In Mill Lane 2 houses, formerly 5 Church Farm at the bottom was once a small farm with 2 plots of land, a water meadow and a piece of land in South Field. Stratton Mill, no longer used! Once a busy place, grinding corn, making bread, cutting chaff and bruising oats. A new bungalow estate stands now in a field once known as Clover Hayes with old farm sheds and a trap house in one corner.

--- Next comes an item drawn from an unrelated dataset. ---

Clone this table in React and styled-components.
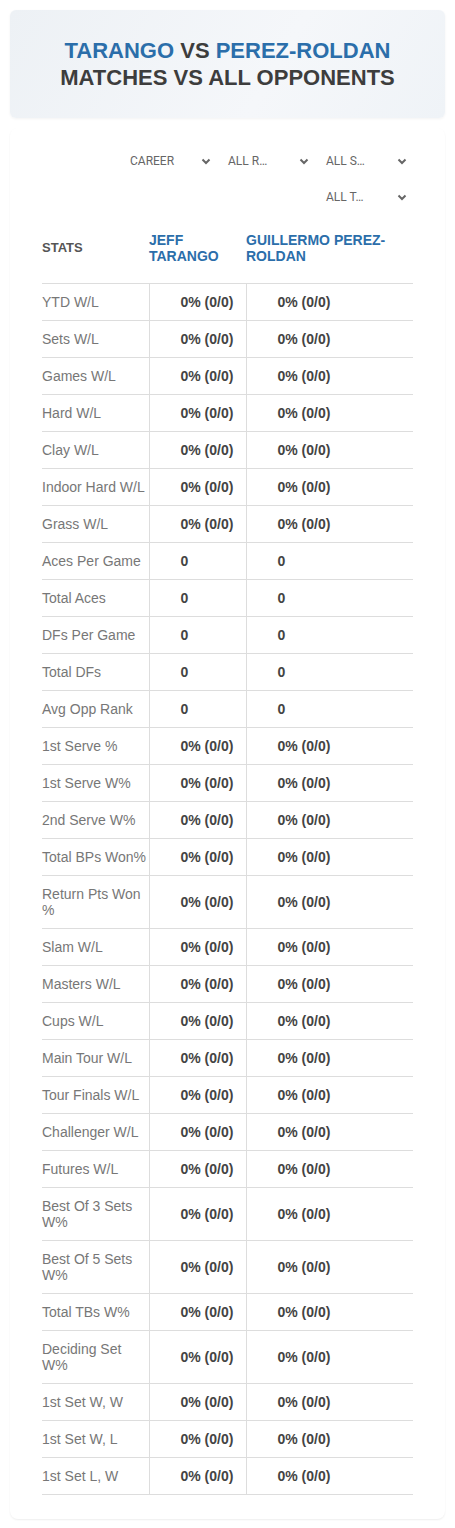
import React from "react";
import styled, { createGlobalStyle } from "styled-components";

const GlobalStyle = createGlobalStyle`
  body {
    margin: 0;
    background: #fff;
    font-family: "Liberation Sans", Arial, sans-serif;
  }
`;

const Page = styled.div`
  padding: 10px 10px 9px;
`;

const TitleCard = styled.div`
  height: 108px;
  border-radius: 6px;
  background: linear-gradient(120deg, #edf1f5 0%, #f5f7fa 60%, #eff3f7 100%);
  box-shadow: 0 1px 3px rgba(0, 0, 0, 0.05);
  display: flex;
  flex-direction: column;
  align-items: center;
  justify-content: center;
`;

const TitleLine = styled.h1`
  margin: 0;
  font-family: "Liberation Sans", Arial, sans-serif;
  font-size: 22px;
  line-height: 27px;
  font-weight: bold;
  color: #3d3d3d;
  text-align: center;
  text-transform: uppercase;
`;

const Player = styled.span`
  color: #2b6eaa;
`;

const Card = styled.div`
  margin-top: 10px;
  padding: 18px 32px 24px;
  border-radius: 8px;
  box-shadow: 0 1px 2px rgba(0, 0, 0, 0.07);
`;

const Filters = styled.div`
  display: flex;
  flex-wrap: wrap;
  justify-content: flex-end;
  row-gap: 6px;
`;

const Select = styled.div`
  width: 93px;
  height: 30px;
  margin-left: 5px;
  padding: 0 6px;
  box-sizing: border-box;
  display: flex;
  align-items: center;
  justify-content: space-between;
  font-family: Roboto, "Liberation Sans", sans-serif;
  font-size: 12px;
  color: #666;
  cursor: pointer;
`;

const SelectText = styled.span`
  white-space: nowrap;
`;

const Table = styled.table`
  width: 100%;
  margin-top: 6px;
  border-collapse: collapse;
  table-layout: fixed;
`;

const HeadCell = styled.th`
  padding: 14px 0 19px;
  text-align: left;
  vertical-align: middle;
  font-size: ${(p) => (p.$player ? "14px" : "13px")};
  line-height: 16px;
  font-weight: bold;
  text-transform: uppercase;
  color: ${(p) => (p.$player ? "#2b6eaa" : "#555")};
  border-bottom: 1px solid #ddd;
`;

const Row = styled.tr`
  border-bottom: 1px solid #ddd;
`;

const Label = styled.td`
  padding: 10px 0;
  font-size: 14px;
  line-height: 16px;
  color: #777;
  vertical-align: middle;
`;

const Value = styled.td`
  padding: 10px 0 10px 31px;
  font-size: 14px;
  line-height: 16px;
  font-weight: bold;
  color: #444;
  border-left: 1px solid #ddd;
  vertical-align: middle;
`;

const Chevron = () => (
  <svg width="10" height="7" viewBox="0 0 10 7">
    <polyline points="1.5,1.5 5,5 8.5,1.5" fill="none" stroke="#666" strokeWidth="2" />
  </svg>
);

const filters = ["CAREER", "ALL R…", "ALL S…", "ALL T…"];

const pct = "0% (0/0)";
const stats = [
  ["YTD W/L", pct],
  ["Sets W/L", pct],
  ["Games W/L", pct],
  ["Hard W/L", pct],
  ["Clay W/L", pct],
  ["Indoor Hard W/L", pct],
  ["Grass W/L", pct],
  ["Aces Per Game", "0"],
  ["Total Aces", "0"],
  ["DFs Per Game", "0"],
  ["Total DFs", "0"],
  ["Avg Opp Rank", "0"],
  ["1st Serve %", pct],
  ["1st Serve W%", pct],
  ["2nd Serve W%", pct],
  ["Total BPs Won%", pct],
  ["Return Pts Won %", pct],
  ["Slam W/L", pct],
  ["Masters W/L", pct],
  ["Cups W/L", pct],
  ["Main Tour W/L", pct],
  ["Tour Finals W/L", pct],
  ["Challenger W/L", pct],
  ["Futures W/L", pct],
  ["Best Of 3 Sets W%", pct],
  ["Best Of 5 Sets W%", pct],
  ["Total TBs W%", pct],
  ["Deciding Set W%", pct],
  ["1st Set W, W", pct],
  ["1st Set W, L", pct],
  ["1st Set L, W", pct],
];

export default function App() {
  return (
    <Page>
      <GlobalStyle />
      <TitleCard>
        <TitleLine>
          <Player>Tarango</Player> vs <Player>Perez-Roldan</Player>
        </TitleLine>
        <TitleLine>Matches vs all opponents</TitleLine>
      </TitleCard>

      <Card>
        <Filters>
          {filters.map((f) => (
            <Select key={f}>
              <SelectText>{f}</SelectText>
              <Chevron />
            </Select>
          ))}
        </Filters>

        <Table>
          <colgroup>
            <col style={{ width: 107 }} />
            <col style={{ width: 97 }} />
            <col />
          </colgroup>
          <thead>
            <tr>
              <HeadCell>Stats</HeadCell>
              <HeadCell $player>Jeff Tarango</HeadCell>
              <HeadCell $player>Guillermo Perez-Roldan</HeadCell>
            </tr>
          </thead>
          <tbody>
            {stats.map(([label, val]) => (
              <Row key={label}>
                <Label>{label}</Label>
                <Value>{val}</Value>
                <Value>{val}</Value>
              </Row>
            ))}
          </tbody>
        </Table>
      </Card>
    </Page>
  );
}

The Old Manor formally the farm house for Manor Farm is now converted into two dwellings. The stone floored building boasted a big copper and a pump in the kitchen, which provided hot water day or night for sick animals etc. The lady of the house mixed her own white oils for animal treatment. By the river ran a canal fed from the river stocked with fish with iron bars to stop them escaping. I helped to fill it in with rubble from the back of the Bull Inn. There was also a pig yard and orchard. At the back of the Manor the farmyard contained 2 houses, formerly thatched, then slated after a fire. One old farmhand told me he remembered when they caught fire and said the army used to come out to the fires. (I cannot vouch for this). Stabling for 8 horses, 2 barns, cart sheds, a granary. Old dairy buildings at the back of the houses for butter and cheese for market. Pig sties for fat pigs and cow stalls for about 50 cows. Finally an old withey bed which were cut for spar making (for thatching).

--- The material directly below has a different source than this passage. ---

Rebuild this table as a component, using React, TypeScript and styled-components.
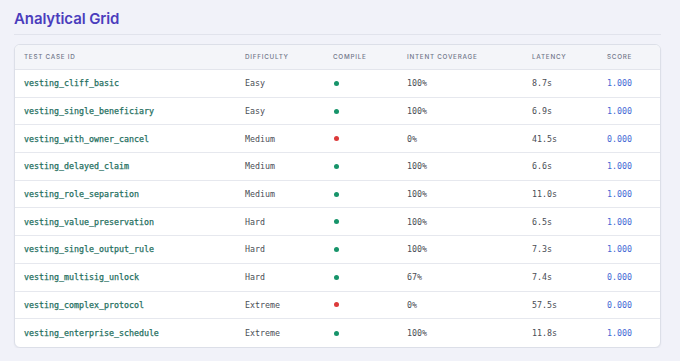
import styled, { createGlobalStyle } from 'styled-components';

const GlobalStyle = createGlobalStyle`
  html, body {
    margin: 0;
    padding: 0;
    background: #f1f2f9;
  }
  * {
    box-sizing: border-box;
  }
`;

type Row = {
  id: string;
  difficulty: string;
  compiled: boolean;
  coverage: string;
  latency: string;
  score: string;
};

const rows: Row[] = [
  { id: 'vesting_cliff_basic', difficulty: 'Easy', compiled: true, coverage: '100%', latency: '8.7s', score: '1.000' },
  { id: 'vesting_single_beneficiary', difficulty: 'Easy', compiled: true, coverage: '100%', latency: '6.9s', score: '1.000' },
  { id: 'vesting_with_owner_cancel', difficulty: 'Medium', compiled: false, coverage: '0%', latency: '41.5s', score: '0.000' },
  { id: 'vesting_delayed_claim', difficulty: 'Medium', compiled: true, coverage: '100%', latency: '6.6s', score: '1.000' },
  { id: 'vesting_role_separation', difficulty: 'Medium', compiled: true, coverage: '100%', latency: '11.0s', score: '1.000' },
  { id: 'vesting_value_preservation', difficulty: 'Hard', compiled: true, coverage: '100%', latency: '6.5s', score: '1.000' },
  { id: 'vesting_single_output_rule', difficulty: 'Hard', compiled: true, coverage: '100%', latency: '7.3s', score: '1.000' },
  { id: 'vesting_multisig_unlock', difficulty: 'Hard', compiled: true, coverage: '67%', latency: '7.4s', score: '0.000' },
  { id: 'vesting_complex_protocol', difficulty: 'Extreme', compiled: false, coverage: '0%', latency: '57.5s', score: '0.000' },
  { id: 'vesting_enterprise_schedule', difficulty: 'Extreme', compiled: true, coverage: '100%', latency: '11.8s', score: '1.000' },
];

const COLUMNS = '221px 88px 74px 125px 75px 1fr';

const Page = styled.div`
  padding: 9px 19px 0 14px;
  font-family: Inter, 'Noto Sans', sans-serif;
`;

const Title = styled.h1`
  margin: 0;
  font-size: 15px;
  line-height: 19px;
  font-weight: 600;
  color: #4b3dbd;
  letter-spacing: -0.1px;
  padding-bottom: 6px;
  border-bottom: 1px solid #e1e3ec;
`;

const Card = styled.div`
  margin-top: 9px;
  background: #ffffff;
  border: 1px solid #dcdfe8;
  border-radius: 6px;
  overflow: hidden;
  box-shadow: 0 1px 2px rgba(30, 35, 60, 0.06);
`;

const HeaderRow = styled.div`
  display: grid;
  grid-template-columns: ${COLUMNS};
  align-items: center;
  height: 25px;
  padding-left: 9px;
  background: #f4f5f9;
  border-bottom: 1px solid #e3e5ec;
`;

const HeaderCell = styled.div`
  font-size: 6.3px;
  font-weight: 500;
  letter-spacing: 0.75px;
  text-transform: uppercase;
  color: #72778a;
`;

const DataRow = styled.div<{ last?: boolean }>`
  display: grid;
  grid-template-columns: ${COLUMNS};
  align-items: center;
  height: 27.7px;
  padding-left: 9px;
  border-bottom: ${p => (p.last ? 'none' : '1px solid #e6e8ee')};
`;

const Cell = styled.div<{ tone?: 'id' | 'plain' | 'score' }>`
  font-family: 'DejaVu Sans Mono', 'Liberation Mono', monospace;
  font-size: 8.3px;
  color: ${p =>
    p.tone === 'id' ? '#26705f' : p.tone === 'score' ? '#4467d4' : '#4a4d55'};
  -webkit-text-stroke: ${p => (p.tone === 'id' ? '0.25px' : '0')};
  white-space: nowrap;
`;

const Dot = styled.span<{ ok: boolean }>`
  display: block;
  width: 5px;
  height: 5px;
  margin-left: 1px;
  border-radius: 50%;
  background: ${p => (p.ok ? '#17946a' : '#dc3a3a')};
`;

export default function App() {
  return (
    <>
      <GlobalStyle />
      <Page>
        <Title>Analytical Grid</Title>
        <Card>
          <HeaderRow>
            <HeaderCell>Test Case ID</HeaderCell>
            <HeaderCell>Difficulty</HeaderCell>
            <HeaderCell>Compile</HeaderCell>
            <HeaderCell>Intent Coverage</HeaderCell>
            <HeaderCell>Latency</HeaderCell>
            <HeaderCell>Score</HeaderCell>
          </HeaderRow>
          {rows.map((r, i) => (
            <DataRow key={r.id} last={i === rows.length - 1}>
              <Cell tone="id">{r.id}</Cell>
              <Cell>{r.difficulty}</Cell>
              <div>
                <Dot ok={r.compiled} />
              </div>
              <Cell>{r.coverage}</Cell>
              <Cell>{r.latency}</Cell>
              <Cell tone="score">{r.score}</Cell>
            </DataRow>
          ))}
        </Card>
      </Page>
    </>
  );
}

All the water meadows were flooded during the winter months to provide early grass for the dairy. 2 men were employed for 3 months shovelling out the gutters while retaining small turves (called “stops”) to control the water flow over the whole area. The secret was to cover the whole ground with water, evenly to prevent brown patches.

Note: L. Downton lived in one of the two houses that used to be Grimstone Manor.